Di perguruan tinggi, banyak program beasiswa yang disediakan pemerintah kepada para mahasiswa seperti Kartu Indonesia Pintar (KIP) Kuliah, Beasiswa Pendidikan Indonesia, Beasiswa Indonesia Maju, Beasiswa LPDP, Beasiswa Unggulan, Beasiswa ADik (Afirmasi Pendidikan Tinggi), Beasiswa Indonesia Bangkit, Beasiswa Aperti BUMN, hingga yang terbaru Beasiswa BPI-Asrama Mahasiswa Nusantara (AMN). Banyaknya program beasiswa yang disediakan oleh pemerintah dengan adanya perbedaan persyaratannya masing-masing, pada kenyataannya belum mampu untuk menyokong pemerataan akses terhadap pendidikan. Hal ini disebabkan masih banyaknya kasus beasiswa yang tidak tepat sasaran bagi penerimanya.
Dalam banyak kasus, mekanisme seleksi dan pemberian beasiswa sering kali menjadi sorotan karena dianggap melanggar prinsip meritokrasi. Beberapa program beasiswa sering kali tidak transparan dalam proses seleksi, memberikan informasi yang tidak jelas, kriteria penerima yang ambigu, hingga penilaian yang subjektif dapat menjadi celah bagi praktik-praktik kotor seperti nepotisme.

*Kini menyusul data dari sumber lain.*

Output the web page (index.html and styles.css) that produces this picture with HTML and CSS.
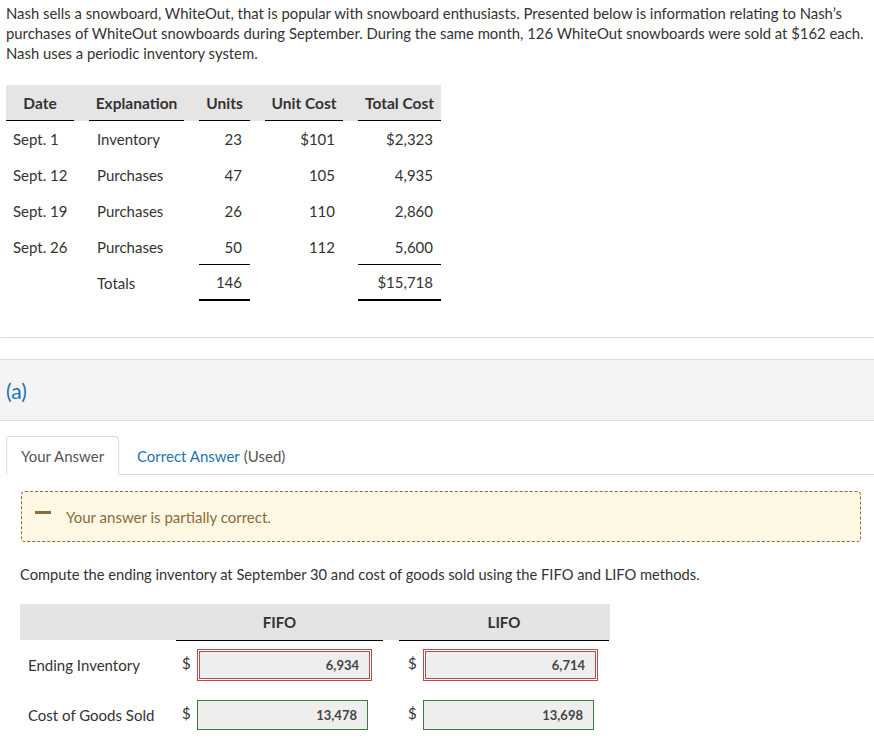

Relasi bagaikan pedang bermata dua. Adanya relasi menjadi privilege yang mencederai moralitas. Fenomena ‘orang dalam’ bukan lagi hal asing yang kita dengar. Individu yang menerima beasiswa melalui jalur koneksi mungkin merayakan keberhasilan secara pribadi, tetapi bagaimana keadaan mereka yang benar-benar membutuhkan? Ketika jalur orang dalam ini dilegitimasi secara diam-diam, ada pesan yang disampaikan kepada masyarakat bahwa, “Kerja keras dan dedikasi tidak cukup jika Anda tidak memiliki akses khusus”. Praktik-praktik seperti ini merusak kredibilitas institusi pemberi beasiswa.
Di sisi lain, adanya rekomendasi dari pihak tertentu seperti dosen maupun pihak dari tim seleksi, memang diperlukan untuk memastikan integritas penerima beasiswa. Namun, ketika relasi menjadi satu-satunya faktor penentu dalam menentukan siapa yang layak menerima beasiswa, maka nilai-nilai demokrasi akan tergadaikan. Mereka yang seharusnya berhak mendapatkan kesempatan sering kali tersingkir karena tidak memiliki ‘akses khusus’.

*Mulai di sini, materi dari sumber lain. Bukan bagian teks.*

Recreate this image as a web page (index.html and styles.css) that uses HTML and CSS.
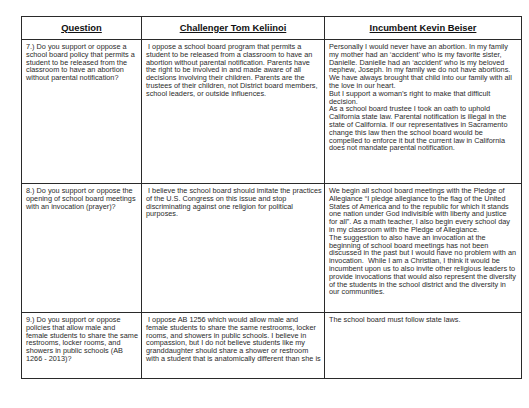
FILE: index.html
```html
<!DOCTYPE html>
<html>
<head>
<meta charset="utf-8">
<link rel="stylesheet" href="styles.css">
</head>
<body>
<table class="grid">
  <colgroup>
    <col class="c1"><col class="c2"><col class="c3">
  </colgroup>
  <tr class="head">
    <th>Question</th>
    <th>Challenger Tom Keliinoi</th>
    <th>Incumbent Kevin Beiser</th>
  </tr>
  <tr class="r7">
    <td>7.) Do you support or oppose a<br>school board policy that permits a<br>student to be released from the<br>classroom to have an abortion<br>without parental notification?</td>
    <td>&nbsp;I oppose a school board program that permits a<br>student to be released from a classroom to have an<br>abortion without parental notification. Parents have<br>the right to be involved in and made aware of all<br>decisions involving their children. Parents are the<br>trustees of their children, not District board members,<br>school leaders, or outside influences.</td>
    <td>Personally I would never have an abortion. In my family<br>my mother had an ‘accident’ who is my favorite sister,<br>Danielle. Danielle had an ‘accident’ who is my beloved<br>nephew, Joseph. In my family we do not have abortions.<br>We have always brought that child into our family with all<br>the love in our heart.<br>But I support a woman’s right to make that difficult<br>decision.<br>As a school board trustee I took an oath to uphold<br>California state law. Parental notification is illegal in the<br>state of California. If our representatives in Sacramento<br>change this law then the school board would be<br>compelled to enforce it but the current law in California<br>does not mandate parental notification.</td>
  </tr>
  <tr class="r8">
    <td>8.) Do you support or oppose the<br>opening of school board meetings<br>with an invocation (prayer)?</td>
    <td>&nbsp;I believe the school board should imitate the practices<br>of the U.S. Congress on this issue and stop<br>discriminating against one religion for political<br>purposes.</td>
    <td>We begin all school board meetings with the Pledge of<br>Allegiance “I pledge allegiance to the flag of the United<br>States of America and to the republic for which it stands<br>one nation under God indivisible with liberty and justice<br>for all”. As a math teacher, I also begin every school day<br>in my classroom with the Pledge of Allegiance.<br>The suggestion to also have an invocation at the<br>beginning of school board meetings has not been<br>discussed in the past but I would have no problem with an<br>invocation.&nbsp; While I am a Christian, I think it would be<br>incumbent upon us to also invite other religious leaders to<br>provide invocations that would also represent the diversity<br>of the students in the school district and the diversity in<br>our communities.</td>
  </tr>
  <tr class="r9">
    <td>9.) Do you support or oppose<br>policies that allow male and<br>female students to share the same<br>restrooms, locker rooms, and<br>showers in public schools (AB<br>1266 - 2013)?</td>
    <td>&nbsp;I oppose AB 1256 which would allow male and<br>female students to share the same restrooms, locker<br>rooms, and showers in public schools. I believe in<br>compassion, but I do not believe students like my<br>granddaughter should share a shower or restroom<br>with a student that is anatomically different than she is</td>
    <td>The school board must follow state laws.</td>
  </tr>
</table>
</body>
</html>
```
FILE: styles.css
```css
html, body {
  margin: 0;
  padding: 0;
  background: #ffffff;
}
body {
  padding: 16px 0 0 21px;
  font-family: "Liberation Sans", Arial, sans-serif;
  color: #2b2b2b;
}
.grid {
  border-collapse: collapse;
  table-layout: fixed;
  width: 500px;
}
.c1 { width: 120px; }
.c2 { width: 183px; }
.c3 { width: 197px; }
.grid th, .grid td {
  border: 1px solid #2a2a2a;
}
.grid th {
  font-size: 9.4px;
  font-weight: bold;
  text-decoration: underline;
  text-align: center;
  vertical-align: middle;
  padding: 0 0 2px 0;
  height: 20px;
  color: #111;
}
.grid td {
  font-size: 7.3px;
  line-height: 7.8px;
  vertical-align: top;
  white-space: nowrap;
  overflow: visible;
  padding: 3px 2px 2px 4px;
}
.r7 td { height: 138px; }
.r8 td { height: 123px; }
.r9 td { height: 60px; }
```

Pemerintah, pihak universitas, dan lembaga pemberi beasiswa, harusnya merasa malu jika program beasiswa yang mereka sediakan dicurigai sebagai arena untuk unjuk kehebatan orang dalam. Pemerintah maupun pihak terkait mesti berbenah dalam menyoroti beasiswa yang tidak terarah. Kepercayaan publik merupakan aset yang berharga, karena sekali saja dilumuri dengan praktik yang tidak etis, sulit untuk meraih kepercayaan itu kembali. Oleh karenanya, pertanyaan “Beasiswa itu untuk siapa?” tidak diperbolehkan menggantung di udara. Jawabannya harus lantang: untuk mereka yang berprestasi dan benar-benar membutuhkan, bukan hak mereka yang memiliki orang dalam.
Jika kita tetap membiarkan praktik-praktik kotor berlangsung tanpa perlawanan, maka kitalah yang sedang mendukung sistem yang menghancurkan falsafah negara kita sendiri, yaitu “Keadilan sosial bagi seluruh rakyat Indonesia”. Jika hal ini dibiarkan, maka beasiswa bukan lagi menjadi simbol harapan, melainkan cerminan dari ketidakadilan yang terus dipelihara.